The European Food Safety Authority (EFSA) has concluded that one lot of fenugreek seeds imported from Egypt and used to produce sprouts is the most likely source for the E. coli outbreaks in Germany and France.
The European Food Safety Authority (EFSA) has concluded that one lot of fenugreek seeds imported from Egypt and used to produce sprouts is the most likely source for the E. coli outbreaks in Germany and France. However, it cannot be excluded that other lots of fenugreek imported from Egypt during the period 2009–2011 may be implicated. Based on these findings, the EFSA recommends to the European Commission that all efforts be made to prevent any further consumer exposure to the suspect seeds and that forward tracing be carried out in all countries that may have received seeds from the concerned lots.
Since May 2011, an outbreak of Shiga-toxin producing Escherichia coli (STEC) has been ongoing in Germany, though the number of new cases is rapidly decreasing. On June 24, 2011, French authorities reported an E. coli outbreak in the region of Bordeaux. Since the start of these outbreaks, there have been a large number of patients that have developed haemolytic uremic syndrome (HUS). To date, the E. coli O104:H4 outbreak is responsible for 48 deaths in Germany and one in Sweden. The total number of cases reported in the EU, Norway, and Switzerland is 4,178.

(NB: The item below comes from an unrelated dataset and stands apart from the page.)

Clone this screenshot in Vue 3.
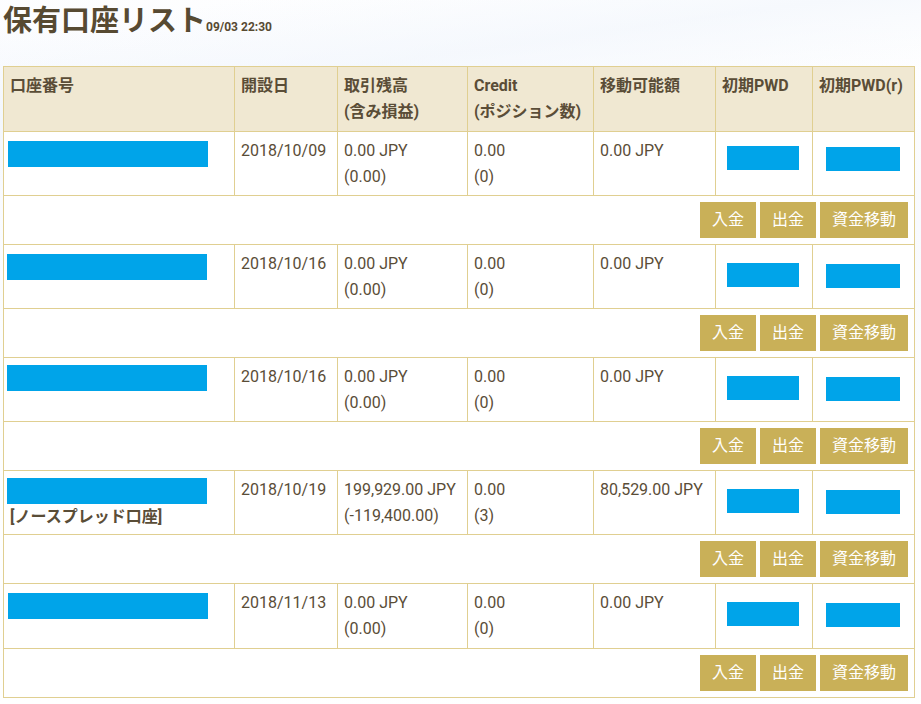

In light of the findings from the ongoing investigation and the conclusions of the tracing back exercise leading to fenugreek seeds as the most likely common link between the German and French outbreaks, the EFSA considers that its previous advice issued on June 29, with respect to consumer protection remains valid. As seeds sold for sprouting are often sold as seed mixes and cross-contamination cannot be excluded, it is important that consumers are advised not to grow sprouts for their own consumption, and also not to eat sprouts or sprouted seeds unless they have been cooked thoroughly. This advice will be kept under review in the light of developments.